Wes Streeting has moved from warning to open threat, saying he was prepared to trigger a Labour leadership contest and urging Sir Keir Starmer to make a decision on his own terms rather than be forced out. The former health secretary said the party could not keep living with “this uncertainty and paralysis”, and signalled that the pressure around Starmer was now serious enough to bring a challenge within days.

Streeting told BBC Newsnight he would prefer the prime minister to reflect over the weekend and decide whether to leave after the June 18 Makerfield by-election, which could send Andy Burnham back to Westminster. He also said he was not interested in whether the contest came on Monday or Tuesday, but wanted Starmer given “space over the weekend” to consider his position. Speaking on Sky News, Streeting said he did not want Starmer forced out, but added that a contest would be inevitable if the prime minister stayed put. On LBC, he said he would still back a change of leadership even if Burnham did not win the by-election.

AI-generated illustration
AI-generated illustration

The timing matters because Streeting’s intervention came as Labour’s internal discipline looked increasingly fragile. He claimed he had the backing of the 80 MPs needed to stand in a contest, and said Starmer had failed to listen to his Cabinet, the parliamentary party, military chiefs, Nato allies or voters. He pointed to Labour’s “extremely humbling message” at the ballot box in May as evidence that the party’s current course was losing support.

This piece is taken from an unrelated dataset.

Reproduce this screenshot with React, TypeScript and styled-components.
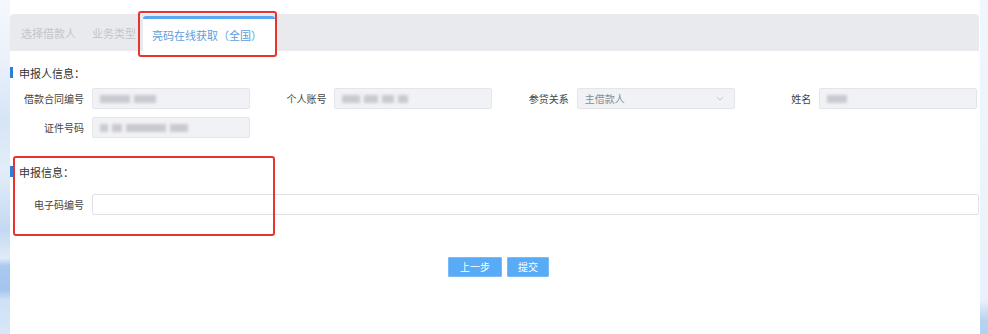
import React from 'react';
import styled, { createGlobalStyle } from 'styled-components';

const GlobalStyle = createGlobalStyle`
  html, body {
    margin: 0;
    padding: 0;
    background: #eef4fb;
    font-family: "Noto Sans CJK SC", "Noto Sans", sans-serif;
  }
`;

interface FieldItem {
  label: string;
  kind: 'text' | 'select';
  value?: string;
  mosaic?: number[];
}

const ROW_ONE: FieldItem[] = [
  { label: '借款合同编号', kind: 'text', mosaic: [30, 22] },
  { label: '个人账号', kind: 'text', mosaic: [18, 14, 12, 10] },
  { label: '参贷关系', kind: 'select', value: '主借款人' },
  { label: '姓名', kind: 'text', mosaic: [20] },
];

const ROW_TWO: FieldItem[] = [{ label: '证件号码', kind: 'text', mosaic: [8, 10, 40, 18] }];

const App = () => {
  const renderField = (field: FieldItem, i: number) => (
    <Field key={i}>
      <Label>{field.label}</Label>
      {field.kind === 'select' ? (
        <ReadonlyBox>
          <SelectText>{field.value}</SelectText>
          <Chevron viewBox="0 0 10 6" width="8" height="5">
            <path d="M1 1l4 4 4-4" fill="none" stroke="#c4c7cc" strokeWidth="1.2" />
          </Chevron>
        </ReadonlyBox>
      ) : (
        <ReadonlyBox>
          {field.mosaic?.map((w, j) => (
            <Mosaic key={j} $width={w} />
          ))}
        </ReadonlyBox>
      )}
    </Field>
  );

  return (
    <>
      <GlobalStyle />
      <Page>
        <LeftStrip />
        <Panel>
          <TabBar>
            <Tab>选择借款人</Tab>
            <Tab $clip={51}>业务类型</Tab>
            <ActiveTab>亮码在线获取（全国）</ActiveTab>
          </TabBar>

          <Section>
            <SectionTitle>申报人信息：</SectionTitle>
            <Grid>{ROW_ONE.map(renderField)}</Grid>
            <Grid>{ROW_TWO.map(renderField)}</Grid>
          </Section>

          <Section $top={27}>
            <SectionTitle>申报信息：</SectionTitle>
            <WideField>
              <Label>电子码编号</Label>
              <CodeInput />
            </WideField>
          </Section>

          <ButtonRow>
            <Button>上一步</Button>
            <Button>提交</Button>
          </ButtonRow>

          <Highlight $left={128} $top={11} $width={139} $height={46} />
          <Highlight $left={3} $top={156} $width={262} $height={80} />
        </Panel>
        <RightStrip />
      </Page>
    </>
  );
};

export default App;

const Page = styled.div`
  display: flex;
  width: 988px;
  height: 334px;
  overflow: hidden;
`;

const LeftStrip = styled.div`
  width: 10px;
  flex-shrink: 0;
  background: linear-gradient(
    180deg,
    #f4f8fc 0px,
    #eaf1fa 60px,
    #d6e5f7 120px,
    #e3edf9 170px,
    #c3d9f3 230px,
    #e0ebf8 258px,
    #a9c9f0 266px,
    #a4c5ef 290px,
    #cfe1f6 300px,
    #d8e7f8 334px
  );
`;

const RightStrip = styled.div`
  width: 8px;
  flex-shrink: 0;
  background: linear-gradient(180deg, #f1f6fc 0px, #e9f1fa 300px, #b9d4f2 320px, #b3d0f1 334px);
`;

const Panel = styled.div`
  position: relative;
  width: 970px;
  flex-shrink: 0;
  background: #ffffff;
  padding-top: 14px;
  box-sizing: border-box;
`;

const TabBar = styled.div`
  display: flex;
  align-items: flex-end;
  height: 37px;
  width: 969px;
  padding-left: 11px;
  box-sizing: border-box;
  background: #e9eaee;
  border-radius: 4px 4px 0 0;
`;

const Tab = styled.div<{ $clip?: number }>`
  height: 35px;
  line-height: 35px;
  margin-right: 16px;
  font-size: 11px;
  color: #c3c5cb;
  white-space: nowrap;
  overflow: hidden;
  ${({ $clip }) => ($clip ? `width: ${$clip}px; margin-right: 0;` : '')}
`;

const ActiveTab = styled.div`
  width: 132px;
  height: 35px;
  box-sizing: border-box;
  padding-left: 9px;
  line-height: 33px;
  background: #ffffff;
  border-top: 3px solid #5aa8ef;
  border-radius: 3px 3px 0 0;
  font-size: 11px;
  color: #5c9edc;
  white-space: nowrap;
`;

const Section = styled.div<{ $top?: number }>`
  margin-top: ${({ $top }) => $top ?? 15}px;
`;

const SectionTitle = styled.div`
  position: relative;
  height: 14px;
  line-height: 14px;
  padding-left: 9px;
  font-size: 11px;
  color: #333;

  &::before {
    content: '';
    position: absolute;
    left: 0;
    top: 1px;
    width: 3px;
    height: 11px;
    background: #2f7fd6;
  }
`;

const Grid = styled.div`
  display: grid;
  grid-template-columns: repeat(4, 240px);
  column-gap: 2.4px;
  margin-top: 8px;

  & + & {
    margin-top: 8px;
  }
`;

const Field = styled.div`
  display: flex;
  align-items: center;
  height: 21px;
`;

const Label = styled.div`
  width: 74px;
  flex-shrink: 0;
  margin-right: 8px;
  text-align: right;
  font-size: 10px;
  color: #444;
  white-space: nowrap;
`;

const ReadonlyBox = styled.div`
  display: flex;
  align-items: center;
  gap: 4px;
  flex: 1;
  height: 21px;
  padding: 0 7px;
  box-sizing: border-box;
  background: #f1f2f5;
  border: 1px solid #e3e5e9;
  border-radius: 2px;
  overflow: hidden;
`;

const Mosaic = styled.span<{ $width: number }>`
  display: inline-block;
  width: ${({ $width }) => $width}px;
  height: 8px;
  background: #c9cacf;
  filter: blur(1.6px);
`;

const SelectText = styled.span`
  flex: 1;
  font-size: 10px;
  color: #8a8d93;
`;

const Chevron = styled.svg`
  margin-right: 3px;
`;

const WideField = styled(Field)`
  margin-top: 15px;
`;

const CodeInput = styled.input`
  flex: 1;
  height: 21px;
  margin-right: 1px;
  box-sizing: border-box;
  border: 1px solid #dfe1e6;
  border-radius: 2px;
  background: #ffffff;
  outline: none;
`;

const ButtonRow = styled.div`
  display: flex;
  justify-content: center;
  gap: 5px;
  margin-top: 42px;
  padding-left: 7px;
`;

const Button = styled.button`
  height: 20px;
  padding: 0 10px;
  border: 1px solid #79bbf7;
  border-radius: 1px;
  background: #5aabf5;
  color: #ffffff;
  font-family: "Noto Sans CJK SC", sans-serif;
  font-size: 10px;
  line-height: 18px;
  cursor: pointer;

  &:first-child {
    padding: 0 11px;
  }
`;

const Highlight = styled.div<{ $left: number; $top: number; $width: number; $height: number }>`
  position: absolute;
  left: ${({ $left }) => $left}px;
  top: ${({ $top }) => $top}px;
  width: ${({ $width }) => $width}px;
  height: ${({ $height }) => $height}px;
  box-sizing: border-box;
  border: 2px solid #e8332f;
  border-radius: 3px;
  pointer-events: none;
`;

Starmer has insisted he will not walk away from No 10. He said he would “carry on with what I was elected to do” and “bring back the change that people desperately need.” But under Labour’s current rules, introduced in their present form in 2021, a leadership challenge can be triggered only if an MP challenger secures nominations from 20% of Labour MPs, a higher threshold than the 10% required before the rule change.

If Starmer were to leave office while still prime minister, the House of Commons Library says the Cabinet, in consultation with the National Executive Committee, would appoint an interim party leader until a ballot could be organised. With the Makerfield vote due later this week and Andy Burnham’s possible return to parliament hanging over it, Streeting’s comments have sharpened the question at the heart of Labour’s instability: pressure tactic, prelude to a contest, or the start of a wider breakdown in party discipline.